----- DATA FOR THIS EXERCISE -----

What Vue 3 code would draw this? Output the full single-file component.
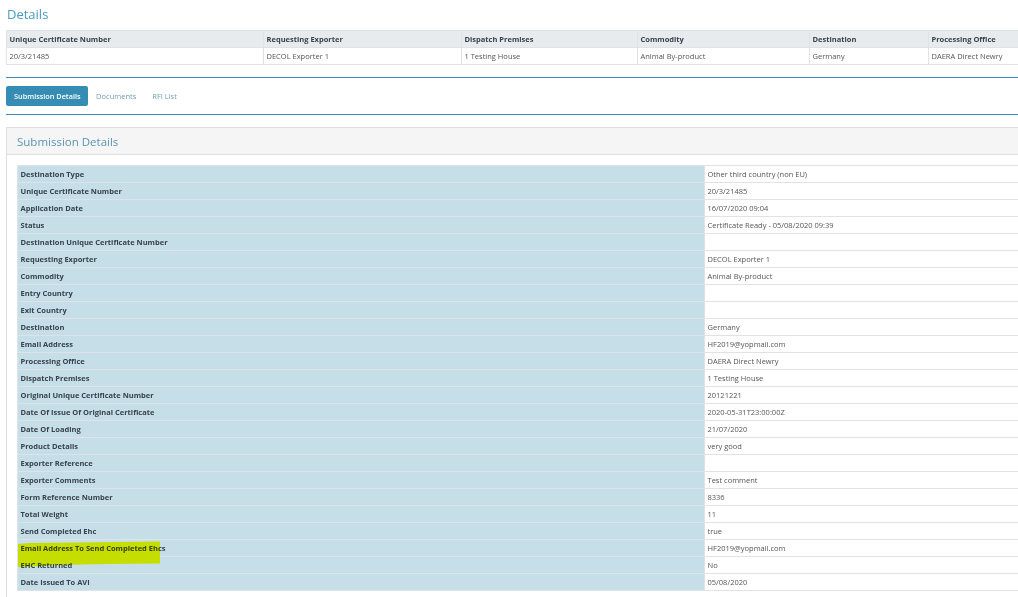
<template>
  <div class="page">
    <h2 class="page-title">Details</h2>

    <table class="grid summary">
      <thead>
        <tr>
          <th v-for="col in summaryCols" :key="col.name" :style="{ width: col.width + 'px' }">{{ col.name }}</th>
        </tr>
      </thead>
      <tbody>
        <tr>
          <td v-for="col in summaryCols" :key="col.name">{{ col.value }}</td>
        </tr>
      </tbody>
    </table>

    <div class="tabs">
      <a class="tab active">Submission Details</a>
      <a class="tab">Documents</a>
      <a class="tab">RFI List</a>
    </div>

    <section class="panel">
      <div class="panel-heading">Submission Details</div>
      <div class="panel-body">
        <table class="grid detail">
          <tbody>
            <tr v-for="row in rows" :key="row[0]">
              <th>{{ row[0] }}</th>
              <td>{{ row[1] }}</td>
            </tr>
          </tbody>
        </table>
        <svg class="marker" width="143" height="26" viewBox="0 0 143 26">
          <path d="M0 3 L12 2 L60 1.5 L142 0.5 L142 22.5 L90 23 L40 24 L0 26 Z" fill="#c9dd00" />
        </svg>
      </div>
    </section>
  </div>
</template>

<script setup>
const summaryCols = [
  { name: 'Unique Certificate Number', value: '20/3/21485', width: 257 },
  { name: 'Requesting Exporter', value: 'DECOL Exporter 1', width: 198 },
  { name: 'Dispatch Premises', value: '1 Testing House', width: 176 },
  { name: 'Commodity', value: 'Animal By-product', width: 172 },
  { name: 'Destination', value: 'Germany', width: 119 },
  { name: 'Processing Office', value: 'DAERA Direct Newry', width: 110 }
]

const rows = [
  ['Destination Type', 'Other third country (non EU)'],
  ['Unique Certificate Number', '20/3/21485'],
  ['Application Date', '16/07/2020 09:04'],
  ['Status', 'Certificate Ready - 05/08/2020 09:39'],
  ['Destination Unique Certificate Number', ''],
  ['Requesting Exporter', 'DECOL Exporter 1'],
  ['Commodity', 'Animal By-product'],
  ['Entry Country', ''],
  ['Exit Country', ''],
  ['Destination', 'Germany'],
  ['Email Address', 'HF2019@yopmail.com'],
  ['Processing Office', 'DAERA Direct Newry'],
  ['Dispatch Premises', '1 Testing House'],
  ['Original Unique Certificate Number', '20121221'],
  ['Date Of Issue Of Original Certificate', '2020-05-31T23:00:00Z'],
  ['Date Of Loading', '21/07/2020'],
  ['Product Details', 'very good'],
  ['Exporter Reference', ''],
  ['Exporter Comments', 'Test comment'],
  ['Form Reference Number', '8336'],
  ['Total Weight', '11'],
  ['Send Completed Ehc', 'true'],
  ['Email Address To Send Completed Ehcs', 'HF2019@yopmail.com'],
  ['EHC Returned', 'No'],
  ['Date Issued To AVI', '05/08/2020']
]
</script>

<style scoped>
.page {
  width: 1032px;
  height: 597px;
  padding: 6px 0 0 6px;
  box-sizing: border-box;
  overflow: hidden;
  background: #fff;
  font-family: "Open Sans", "Liberation Sans", sans-serif;
  font-size: 7.5px;
  color: #555;
}

.page-title {
  margin: 0 0 9px 1px;
  font-size: 13px;
  line-height: 16px;
  font-weight: 400;
  color: #4a9bbf;
}

.grid {
  border-collapse: collapse;
  table-layout: fixed;
}

.grid th,
.grid td {
  height: 17px;
  padding: 0 2.5px 1px;
  box-sizing: border-box;
  border: 1px solid #dfe2e6;
  text-align: left;
  line-height: 14px;
  white-space: nowrap;
  overflow: hidden;
}

.grid th {
  font-weight: 700;
  color: #38424c;
}

.summary {
  width: 1032px;
  margin-top: -1px;
}

.summary th {
  background: #e8ebee;
}

.tabs {
  display: flex;
  align-items: center;
  gap: 16px;
  height: 36px;
  margin-top: 12px;
  border-top: 1px solid #3a90b6;
  border-bottom: 1px solid #3a90b6;
  box-sizing: content-box;
}

.tab {
  line-height: 20px;
  color: #6e9fb8;
}

.tab.active {
  padding: 0 7.5px 0 8px;
  border-radius: 2px;
  background: #368db3;
  color: #fff;
  font-size: 7.3px;
  font-weight: 600;
  margin-right: -8px;
}

.panel {
  width: 1040px;
  margin-top: 12px;
  border: 1px solid #dedede;
}

.panel-heading {
  height: 26px;
  padding-left: 10px;
  border-bottom: 1px solid #dedede;
  background: #f5f5f5;
  font-size: 11.5px;
  line-height: 27px;
  color: #5a94b5;
}

.panel-body {
  position: relative;
  padding: 10px;
}

.detail {
  width: 1020px;
}

.detail th {
  width: 687px;
  background: #c6dee8;
}

.marker {
  position: absolute;
  left: 11px;
  top: 386px;
  mix-blend-mode: darken;
}
</style>

<style>
html,
body {
  overflow: hidden;
}
</style>
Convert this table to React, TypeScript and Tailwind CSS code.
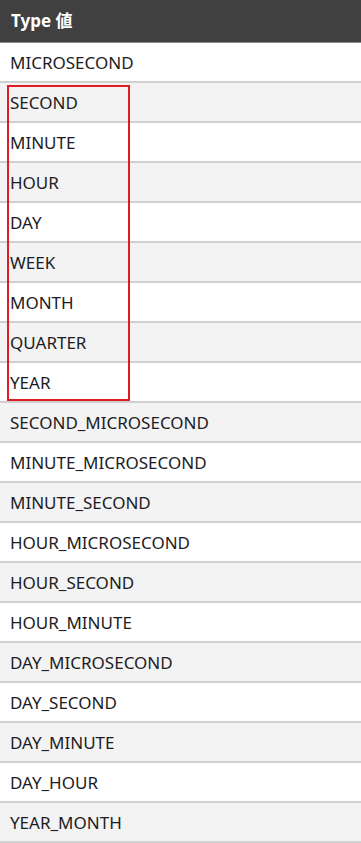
import React from "react";

const rows = [
  "MICROSECOND","SECOND","MINUTE","HOUR","DAY","WEEK","MONTH","QUARTER","YEAR",
  "SECOND_MICROSECOND","MINUTE_MICROSECOND","MINUTE_SECOND","HOUR_MICROSECOND","HOUR_SECOND",
  "HOUR_MINUTE","DAY_MICROSECOND","DAY_SECOND","DAY_MINUTE","DAY_HOUR","YEAR_MONTH",
];

export default function App() {
  return (
    <div className="relative w-[361px] bg-white" style={{ fontFamily: '"Noto Sans", "Noto Sans CJK JP", sans-serif' }}>
      <div className="h-[43px] bg-[#404040] border-b border-[#8a8a8a] flex items-center pl-[11px] text-white font-bold text-[17px]">
        Type 値
      </div>
      {rows.map((r, i) => (
        <div
          key={r}
          className={`h-[40px] border-b-2 border-[#d0d0d0] flex items-center pl-[10px] pt-[2px] text-[17px] text-[#1c1c24] ${i % 2 === 0 ? "bg-white" : "bg-[#f3f3f3]"}`}
        >
          {r}
        </div>
      ))}
      <div className="absolute left-[7px] top-[85px] w-[123px] h-[316px] border-2 border-[#e01b24]" />
    </div>
  );
}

-----

• _TASK GOAL_
Output the records above exactly; leave out the pictures.

• _SOLUTION FOR THIS PROBLEM_
What Vue 3 code would draw this? Output the full single-file component.
<template>
  <div class="page">
    <h2 class="page-title">Details</h2>

    <table class="grid summary">
      <thead>
        <tr>
          <th v-for="col in summaryCols" :key="col.name" :style="{ width: col.width + 'px' }">{{ col.name }}</th>
        </tr>
      </thead>
      <tbody>
        <tr>
          <td v-for="col in summaryCols" :key="col.name">{{ col.value }}</td>
        </tr>
      </tbody>
    </table>

    <div class="tabs">
      <a class="tab active">Submission Details</a>
      <a class="tab">Documents</a>
      <a class="tab">RFI List</a>
    </div>

    <section class="panel">
      <div class="panel-heading">Submission Details</div>
      <div class="panel-body">
        <table class="grid detail">
          <tbody>
            <tr v-for="row in rows" :key="row[0]">
              <th>{{ row[0] }}</th>
              <td>{{ row[1] }}</td>
            </tr>
          </tbody>
        </table>
        <svg class="marker" width="143" height="26" viewBox="0 0 143 26">
          <path d="M0 3 L12 2 L60 1.5 L142 0.5 L142 22.5 L90 23 L40 24 L0 26 Z" fill="#c9dd00" />
        </svg>
      </div>
    </section>
  </div>
</template>

<script setup>
const summaryCols = [
  { name: 'Unique Certificate Number', value: '20/3/21485', width: 257 },
  { name: 'Requesting Exporter', value: 'DECOL Exporter 1', width: 198 },
  { name: 'Dispatch Premises', value: '1 Testing House', width: 176 },
  { name: 'Commodity', value: 'Animal By-product', width: 172 },
  { name: 'Destination', value: 'Germany', width: 119 },
  { name: 'Processing Office', value: 'DAERA Direct Newry', width: 110 }
]

const rows = [
  ['Destination Type', 'Other third country (non EU)'],
  ['Unique Certificate Number', '20/3/21485'],
  ['Application Date', '16/07/2020 09:04'],
  ['Status', 'Certificate Ready - 05/08/2020 09:39'],
  ['Destination Unique Certificate Number', ''],
  ['Requesting Exporter', 'DECOL Exporter 1'],
  ['Commodity', 'Animal By-product'],
  ['Entry Country', ''],
  ['Exit Country', ''],
  ['Destination', 'Germany'],
  ['Email Address', 'HF2019@yopmail.com'],
  ['Processing Office', 'DAERA Direct Newry'],
  ['Dispatch Premises', '1 Testing House'],
  ['Original Unique Certificate Number', '20121221'],
  ['Date Of Issue Of Original Certificate', '2020-05-31T23:00:00Z'],
  ['Date Of Loading', '21/07/2020'],
  ['Product Details', 'very good'],
  ['Exporter Reference', ''],
  ['Exporter Comments', 'Test comment'],
  ['Form Reference Number', '8336'],
  ['Total Weight', '11'],
  ['Send Completed Ehc', 'true'],
  ['Email Address To Send Completed Ehcs', 'HF2019@yopmail.com'],
  ['EHC Returned', 'No'],
  ['Date Issued To AVI', '05/08/2020']
]
</script>

<style scoped>
.page {
  width: 1032px;
  height: 597px;
  padding: 6px 0 0 6px;
  box-sizing: border-box;
  overflow: hidden;
  background: #fff;
  font-family: "Open Sans", "Liberation Sans", sans-serif;
  font-size: 7.5px;
  color: #555;
}

.page-title {
  margin: 0 0 9px 1px;
  font-size: 13px;
  line-height: 16px;
  font-weight: 400;
  color: #4a9bbf;
}

.grid {
  border-collapse: collapse;
  table-layout: fixed;
}

.grid th,
.grid td {
  height: 17px;
  padding: 0 2.5px 1px;
  box-sizing: border-box;
  border: 1px solid #dfe2e6;
  text-align: left;
  line-height: 14px;
  white-space: nowrap;
  overflow: hidden;
}

.grid th {
  font-weight: 700;
  color: #38424c;
}

.summary {
  width: 1032px;
  margin-top: -1px;
}

.summary th {
  background: #e8ebee;
}

.tabs {
  display: flex;
  align-items: center;
  gap: 16px;
  height: 36px;
  margin-top: 12px;
  border-top: 1px solid #3a90b6;
  border-bottom: 1px solid #3a90b6;
  box-sizing: content-box;
}

.tab {
  line-height: 20px;
  color: #6e9fb8;
}

.tab.active {
  padding: 0 7.5px 0 8px;
  border-radius: 2px;
  background: #368db3;
  color: #fff;
  font-size: 7.3px;
  font-weight: 600;
  margin-right: -8px;
}

.panel {
  width: 1040px;
  margin-top: 12px;
  border: 1px solid #dedede;
}

.panel-heading {
  height: 26px;
  padding-left: 10px;
  border-bottom: 1px solid #dedede;
  background: #f5f5f5;
  font-size: 11.5px;
  line-height: 27px;
  color: #5a94b5;
}

.panel-body {
  position: relative;
  padding: 10px;
}

.detail {
  width: 1020px;
}

.detail th {
  width: 687px;
  background: #c6dee8;
}

.marker {
  position: absolute;
  left: 11px;
  top: 386px;
  mix-blend-mode: darken;
}
</style>

<style>
html,
body {
  overflow: hidden;
}
</style>
Convert this table to React, TypeScript and Tailwind CSS code.
import React from "react";

const rows = [
  "MICROSECOND","SECOND","MINUTE","HOUR","DAY","WEEK","MONTH","QUARTER","YEAR",
  "SECOND_MICROSECOND","MINUTE_MICROSECOND","MINUTE_SECOND","HOUR_MICROSECOND","HOUR_SECOND",
  "HOUR_MINUTE","DAY_MICROSECOND","DAY_SECOND","DAY_MINUTE","DAY_HOUR","YEAR_MONTH",
];

export default function App() {
  return (
    <div className="relative w-[361px] bg-white" style={{ fontFamily: '"Noto Sans", "Noto Sans CJK JP", sans-serif' }}>
      <div className="h-[43px] bg-[#404040] border-b border-[#8a8a8a] flex items-center pl-[11px] text-white font-bold text-[17px]">
        Type 値
      </div>
      {rows.map((r, i) => (
        <div
          key={r}
          className={`h-[40px] border-b-2 border-[#d0d0d0] flex items-center pl-[10px] pt-[2px] text-[17px] text-[#1c1c24] ${i % 2 === 0 ? "bg-white" : "bg-[#f3f3f3]"}`}
        >
          {r}
        </div>
      ))}
      <div className="absolute left-[7px] top-[85px] w-[123px] h-[316px] border-2 border-[#e01b24]" />
    </div>
  );
}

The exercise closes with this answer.